WASHINGTON, May 10 (Reuters) – U.S. President Joe Biden plans to make the case that Congress needs to move quickly to raise the federal government’s $31.4 trillion debt ceiling in a Wednesday visit to a House district that Republicans won by a narrow margin in November.
The Democrat’s trip comes the day after he met with top Republican and Democratic lawmakers for the first time in three months to try to move forward on the debt ceiling, to avoid a historic default that the Treasury Department has warned could come in weeks.
In an appearance at Westchester Community College north of New York City, Biden plans to discuss the need to move quickly to head off default. The college is located in a suburban district represented by Republican congressman Mike Lawler, one of a handful of New York Republicans who unseated Democrats in 2022, giving their party its narrow 222-213 House of Representatives majority.

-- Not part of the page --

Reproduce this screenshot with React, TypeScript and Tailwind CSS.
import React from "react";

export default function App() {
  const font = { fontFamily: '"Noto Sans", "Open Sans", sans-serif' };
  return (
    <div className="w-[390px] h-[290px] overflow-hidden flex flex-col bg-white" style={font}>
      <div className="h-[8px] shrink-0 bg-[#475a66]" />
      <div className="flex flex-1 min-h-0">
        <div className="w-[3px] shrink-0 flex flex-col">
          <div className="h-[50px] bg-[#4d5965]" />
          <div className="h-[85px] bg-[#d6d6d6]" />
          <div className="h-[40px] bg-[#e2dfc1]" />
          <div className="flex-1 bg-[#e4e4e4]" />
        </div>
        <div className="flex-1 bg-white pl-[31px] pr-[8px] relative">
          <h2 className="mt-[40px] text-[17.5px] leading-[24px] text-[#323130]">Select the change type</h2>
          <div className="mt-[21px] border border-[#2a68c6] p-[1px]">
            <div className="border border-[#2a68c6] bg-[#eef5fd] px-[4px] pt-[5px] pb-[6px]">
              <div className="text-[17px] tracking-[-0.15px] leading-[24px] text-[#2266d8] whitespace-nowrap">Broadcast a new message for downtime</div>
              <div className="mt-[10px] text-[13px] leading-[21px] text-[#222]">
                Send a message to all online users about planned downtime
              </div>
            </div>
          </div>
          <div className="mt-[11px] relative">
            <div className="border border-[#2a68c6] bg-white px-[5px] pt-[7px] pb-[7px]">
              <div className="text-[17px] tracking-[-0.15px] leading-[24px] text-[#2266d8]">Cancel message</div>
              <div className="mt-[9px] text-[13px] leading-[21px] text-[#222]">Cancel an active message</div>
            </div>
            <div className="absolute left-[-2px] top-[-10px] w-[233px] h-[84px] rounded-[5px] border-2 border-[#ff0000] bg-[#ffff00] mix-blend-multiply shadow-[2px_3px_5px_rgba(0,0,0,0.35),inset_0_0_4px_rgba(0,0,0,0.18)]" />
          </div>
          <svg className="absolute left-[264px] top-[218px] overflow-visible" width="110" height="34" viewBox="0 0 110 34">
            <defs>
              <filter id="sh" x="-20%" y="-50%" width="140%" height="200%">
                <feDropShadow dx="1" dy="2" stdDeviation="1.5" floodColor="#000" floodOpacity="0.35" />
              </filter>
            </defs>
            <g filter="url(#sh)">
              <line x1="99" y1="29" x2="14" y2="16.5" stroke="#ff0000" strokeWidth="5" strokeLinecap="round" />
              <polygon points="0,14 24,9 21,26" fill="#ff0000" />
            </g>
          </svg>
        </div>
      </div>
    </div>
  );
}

Democrats view Republican House members who narrowly won election as possibly vulnerable to being pressured into breaking with their party’s leadership and voting for a bill to raise the debt ceiling without conditions.
House Speaker Kevin McCarthy has said Republicans will not vote to raise the borrowing limit without an agreement to cut spending.
Lawler will attend the event with Biden, an aide to the lawmaker said.
The president will also attend two fundraising events for his 2024 reelection bid hosted by wealthy donors – former Blackstone executive Tony James and Executive Chairman of the Libra Group George Logothetis.
Tickets for the James gathering will go for $25,000 per person, according to a memo to donors. Biden announced this year that he would appoint James to his intelligence advisory board.
Logothetis has regularly donated to the Democratic Party and hosted gatherings in support of former President Barack Obama.
While Biden has largely focused on his presidential duties since announcing his bid for re-election, his campaign operation is coming to life.
The events being planned for Biden are expected to generate some $2.5 million for his reelection campaign, according to sources.